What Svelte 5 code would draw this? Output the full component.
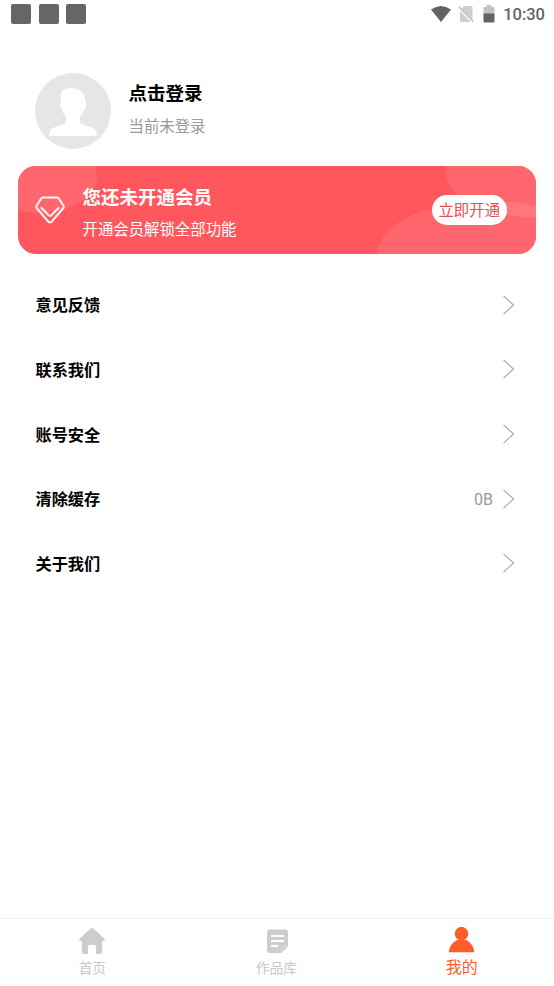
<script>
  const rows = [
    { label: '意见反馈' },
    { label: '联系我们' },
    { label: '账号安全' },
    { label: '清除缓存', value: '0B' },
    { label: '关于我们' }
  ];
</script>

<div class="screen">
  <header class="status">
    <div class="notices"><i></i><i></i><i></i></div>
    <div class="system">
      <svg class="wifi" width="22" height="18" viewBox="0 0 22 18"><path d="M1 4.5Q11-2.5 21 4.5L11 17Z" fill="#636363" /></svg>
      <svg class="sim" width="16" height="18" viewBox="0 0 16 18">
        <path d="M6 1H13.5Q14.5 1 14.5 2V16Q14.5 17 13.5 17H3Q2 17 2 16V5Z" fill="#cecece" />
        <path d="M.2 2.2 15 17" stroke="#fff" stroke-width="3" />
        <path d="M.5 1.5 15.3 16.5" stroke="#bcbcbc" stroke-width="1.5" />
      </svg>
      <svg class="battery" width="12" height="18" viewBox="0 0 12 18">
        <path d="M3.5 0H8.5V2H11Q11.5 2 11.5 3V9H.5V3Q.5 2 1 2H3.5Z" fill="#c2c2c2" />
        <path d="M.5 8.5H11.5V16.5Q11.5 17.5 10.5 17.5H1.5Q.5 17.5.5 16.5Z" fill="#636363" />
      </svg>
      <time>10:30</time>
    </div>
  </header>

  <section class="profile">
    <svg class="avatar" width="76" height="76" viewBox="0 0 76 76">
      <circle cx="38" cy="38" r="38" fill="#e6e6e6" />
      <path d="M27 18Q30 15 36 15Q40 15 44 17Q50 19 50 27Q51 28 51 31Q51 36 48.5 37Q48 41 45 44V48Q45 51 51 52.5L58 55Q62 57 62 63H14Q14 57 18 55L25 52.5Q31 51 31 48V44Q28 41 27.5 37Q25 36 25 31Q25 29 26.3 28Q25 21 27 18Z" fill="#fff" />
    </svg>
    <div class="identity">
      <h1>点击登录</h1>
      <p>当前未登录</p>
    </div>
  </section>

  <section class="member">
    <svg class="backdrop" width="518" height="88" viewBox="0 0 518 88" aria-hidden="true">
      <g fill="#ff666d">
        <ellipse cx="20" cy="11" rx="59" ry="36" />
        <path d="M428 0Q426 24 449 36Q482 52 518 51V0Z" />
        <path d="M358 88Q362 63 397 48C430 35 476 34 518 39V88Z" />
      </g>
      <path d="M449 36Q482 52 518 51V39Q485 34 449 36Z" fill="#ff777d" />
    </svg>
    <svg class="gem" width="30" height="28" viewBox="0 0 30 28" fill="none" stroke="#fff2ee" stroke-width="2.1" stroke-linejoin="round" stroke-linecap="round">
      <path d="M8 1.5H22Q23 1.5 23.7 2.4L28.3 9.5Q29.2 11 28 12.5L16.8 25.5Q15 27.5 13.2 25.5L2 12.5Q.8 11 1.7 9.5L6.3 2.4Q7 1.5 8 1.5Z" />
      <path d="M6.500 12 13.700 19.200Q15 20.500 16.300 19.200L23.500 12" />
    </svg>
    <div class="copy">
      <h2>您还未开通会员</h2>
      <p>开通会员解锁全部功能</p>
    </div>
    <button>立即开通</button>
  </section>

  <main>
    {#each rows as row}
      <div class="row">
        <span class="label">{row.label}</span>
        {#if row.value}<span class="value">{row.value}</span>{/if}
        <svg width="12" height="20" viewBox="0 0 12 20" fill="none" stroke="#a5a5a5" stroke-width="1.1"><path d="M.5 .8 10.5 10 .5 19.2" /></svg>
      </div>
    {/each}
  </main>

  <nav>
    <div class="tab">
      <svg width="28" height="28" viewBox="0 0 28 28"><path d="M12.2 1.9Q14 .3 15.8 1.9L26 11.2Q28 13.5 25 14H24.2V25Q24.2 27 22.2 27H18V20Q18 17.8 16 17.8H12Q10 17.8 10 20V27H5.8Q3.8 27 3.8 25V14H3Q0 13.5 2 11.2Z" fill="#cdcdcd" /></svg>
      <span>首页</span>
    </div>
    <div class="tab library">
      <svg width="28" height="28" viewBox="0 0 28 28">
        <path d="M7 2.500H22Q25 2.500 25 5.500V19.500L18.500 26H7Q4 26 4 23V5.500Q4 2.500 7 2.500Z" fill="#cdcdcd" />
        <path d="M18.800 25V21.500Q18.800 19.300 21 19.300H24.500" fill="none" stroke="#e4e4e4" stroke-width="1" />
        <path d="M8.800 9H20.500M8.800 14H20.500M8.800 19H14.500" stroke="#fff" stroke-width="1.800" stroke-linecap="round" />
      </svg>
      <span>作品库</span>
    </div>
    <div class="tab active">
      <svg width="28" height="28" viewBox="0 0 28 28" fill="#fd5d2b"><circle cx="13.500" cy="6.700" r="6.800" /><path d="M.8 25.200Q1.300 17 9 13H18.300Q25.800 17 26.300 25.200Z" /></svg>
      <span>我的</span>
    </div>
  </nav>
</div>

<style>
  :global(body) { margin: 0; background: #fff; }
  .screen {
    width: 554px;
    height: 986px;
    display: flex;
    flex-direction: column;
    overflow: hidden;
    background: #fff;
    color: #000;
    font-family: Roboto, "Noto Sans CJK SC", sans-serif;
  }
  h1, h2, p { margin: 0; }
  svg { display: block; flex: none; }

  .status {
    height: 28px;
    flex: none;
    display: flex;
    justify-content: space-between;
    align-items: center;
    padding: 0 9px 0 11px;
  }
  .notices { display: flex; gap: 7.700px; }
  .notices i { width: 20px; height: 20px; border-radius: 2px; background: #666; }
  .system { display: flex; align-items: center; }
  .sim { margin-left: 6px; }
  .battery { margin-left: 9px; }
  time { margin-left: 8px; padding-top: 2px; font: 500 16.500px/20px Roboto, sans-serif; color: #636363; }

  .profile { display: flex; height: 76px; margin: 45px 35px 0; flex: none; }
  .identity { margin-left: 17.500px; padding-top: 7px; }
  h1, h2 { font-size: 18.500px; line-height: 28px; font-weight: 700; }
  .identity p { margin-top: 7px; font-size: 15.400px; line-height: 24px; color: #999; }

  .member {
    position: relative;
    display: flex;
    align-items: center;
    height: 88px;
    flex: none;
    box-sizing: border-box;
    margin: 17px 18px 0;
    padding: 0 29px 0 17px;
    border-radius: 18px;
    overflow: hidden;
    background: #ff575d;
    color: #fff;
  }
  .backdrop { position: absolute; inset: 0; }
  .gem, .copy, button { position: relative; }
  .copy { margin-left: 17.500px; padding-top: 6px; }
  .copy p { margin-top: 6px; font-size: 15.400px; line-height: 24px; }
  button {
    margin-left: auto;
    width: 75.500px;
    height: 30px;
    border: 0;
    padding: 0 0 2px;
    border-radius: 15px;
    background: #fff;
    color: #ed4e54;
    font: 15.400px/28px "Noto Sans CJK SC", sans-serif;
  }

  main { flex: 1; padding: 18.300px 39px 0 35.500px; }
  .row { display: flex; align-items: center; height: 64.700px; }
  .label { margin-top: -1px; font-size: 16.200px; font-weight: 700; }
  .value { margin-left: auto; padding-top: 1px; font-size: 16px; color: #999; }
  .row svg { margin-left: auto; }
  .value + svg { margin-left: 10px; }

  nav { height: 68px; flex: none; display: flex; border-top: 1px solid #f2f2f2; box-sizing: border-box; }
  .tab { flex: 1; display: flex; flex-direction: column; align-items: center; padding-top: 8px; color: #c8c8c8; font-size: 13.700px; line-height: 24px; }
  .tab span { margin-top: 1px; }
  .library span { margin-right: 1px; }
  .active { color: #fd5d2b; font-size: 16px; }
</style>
* * *
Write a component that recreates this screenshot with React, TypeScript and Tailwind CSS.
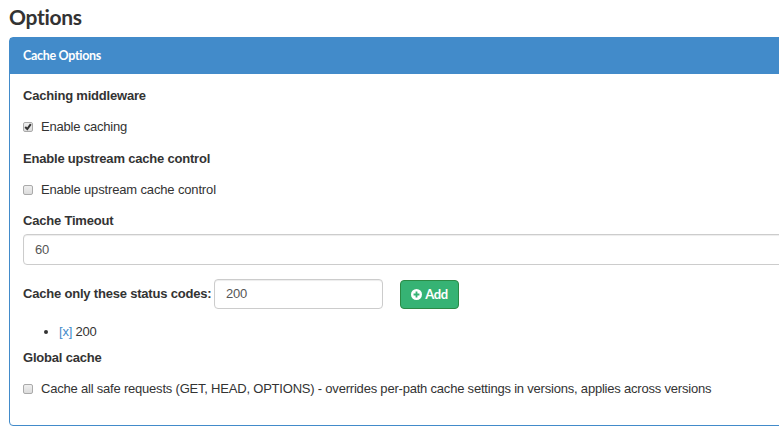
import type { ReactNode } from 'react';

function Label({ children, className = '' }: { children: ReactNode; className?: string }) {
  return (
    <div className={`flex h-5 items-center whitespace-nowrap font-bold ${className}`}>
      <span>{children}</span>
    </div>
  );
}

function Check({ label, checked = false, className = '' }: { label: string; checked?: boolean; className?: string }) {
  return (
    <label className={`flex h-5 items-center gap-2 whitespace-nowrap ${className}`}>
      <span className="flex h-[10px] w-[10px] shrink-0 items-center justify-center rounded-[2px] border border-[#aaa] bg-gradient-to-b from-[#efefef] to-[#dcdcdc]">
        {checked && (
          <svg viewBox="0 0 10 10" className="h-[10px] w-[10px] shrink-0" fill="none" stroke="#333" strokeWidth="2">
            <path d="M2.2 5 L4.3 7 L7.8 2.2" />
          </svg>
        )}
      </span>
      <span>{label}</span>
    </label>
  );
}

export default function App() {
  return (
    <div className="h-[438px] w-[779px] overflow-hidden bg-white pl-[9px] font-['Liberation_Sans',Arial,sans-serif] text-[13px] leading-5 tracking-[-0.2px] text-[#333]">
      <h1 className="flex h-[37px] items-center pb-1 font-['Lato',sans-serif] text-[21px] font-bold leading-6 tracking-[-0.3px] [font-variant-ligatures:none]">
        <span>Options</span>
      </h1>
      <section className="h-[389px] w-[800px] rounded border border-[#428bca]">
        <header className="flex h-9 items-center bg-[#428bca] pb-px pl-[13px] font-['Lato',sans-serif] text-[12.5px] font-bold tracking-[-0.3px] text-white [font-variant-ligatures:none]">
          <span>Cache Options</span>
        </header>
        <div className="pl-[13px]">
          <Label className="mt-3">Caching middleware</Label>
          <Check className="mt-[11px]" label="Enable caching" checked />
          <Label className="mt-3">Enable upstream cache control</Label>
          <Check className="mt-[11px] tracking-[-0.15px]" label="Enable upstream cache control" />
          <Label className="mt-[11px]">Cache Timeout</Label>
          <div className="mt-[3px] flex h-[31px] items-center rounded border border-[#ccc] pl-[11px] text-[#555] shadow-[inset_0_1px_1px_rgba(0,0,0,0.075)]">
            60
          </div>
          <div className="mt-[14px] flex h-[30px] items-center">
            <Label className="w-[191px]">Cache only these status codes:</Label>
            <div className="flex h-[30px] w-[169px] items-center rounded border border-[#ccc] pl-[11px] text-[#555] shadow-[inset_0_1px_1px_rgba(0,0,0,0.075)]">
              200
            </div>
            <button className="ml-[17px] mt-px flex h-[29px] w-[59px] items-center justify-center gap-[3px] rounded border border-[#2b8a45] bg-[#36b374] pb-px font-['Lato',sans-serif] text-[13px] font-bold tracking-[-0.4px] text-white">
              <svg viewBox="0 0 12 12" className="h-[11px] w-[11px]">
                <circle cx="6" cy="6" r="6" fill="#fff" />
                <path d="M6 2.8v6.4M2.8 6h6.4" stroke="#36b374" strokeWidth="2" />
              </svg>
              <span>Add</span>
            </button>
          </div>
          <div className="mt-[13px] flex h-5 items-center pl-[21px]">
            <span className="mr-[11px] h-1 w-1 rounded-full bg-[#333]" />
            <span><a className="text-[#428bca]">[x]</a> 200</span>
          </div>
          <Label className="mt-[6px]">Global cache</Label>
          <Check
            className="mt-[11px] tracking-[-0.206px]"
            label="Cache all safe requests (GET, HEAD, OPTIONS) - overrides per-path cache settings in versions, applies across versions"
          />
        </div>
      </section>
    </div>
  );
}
* * *
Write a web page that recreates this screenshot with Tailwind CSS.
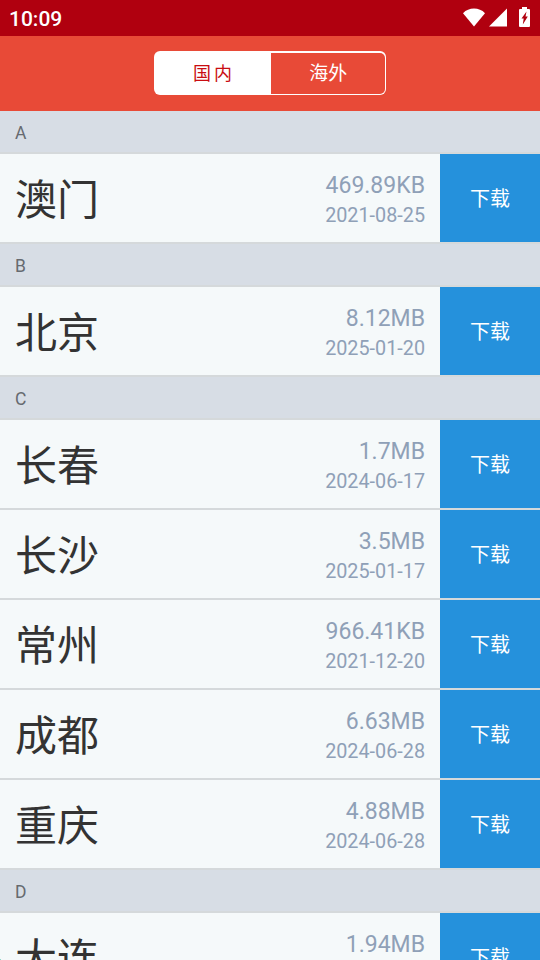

• TASK DETAILS
Find the word "this" in the entries above and gather every line that holds it.

• EXPECTED ANSWER
What Svelte 5 code would draw this? Output the full component.
Write a component that recreates this screenshot with React, TypeScript and Tailwind CSS.
Write a web page that recreates this screenshot with Tailwind CSS.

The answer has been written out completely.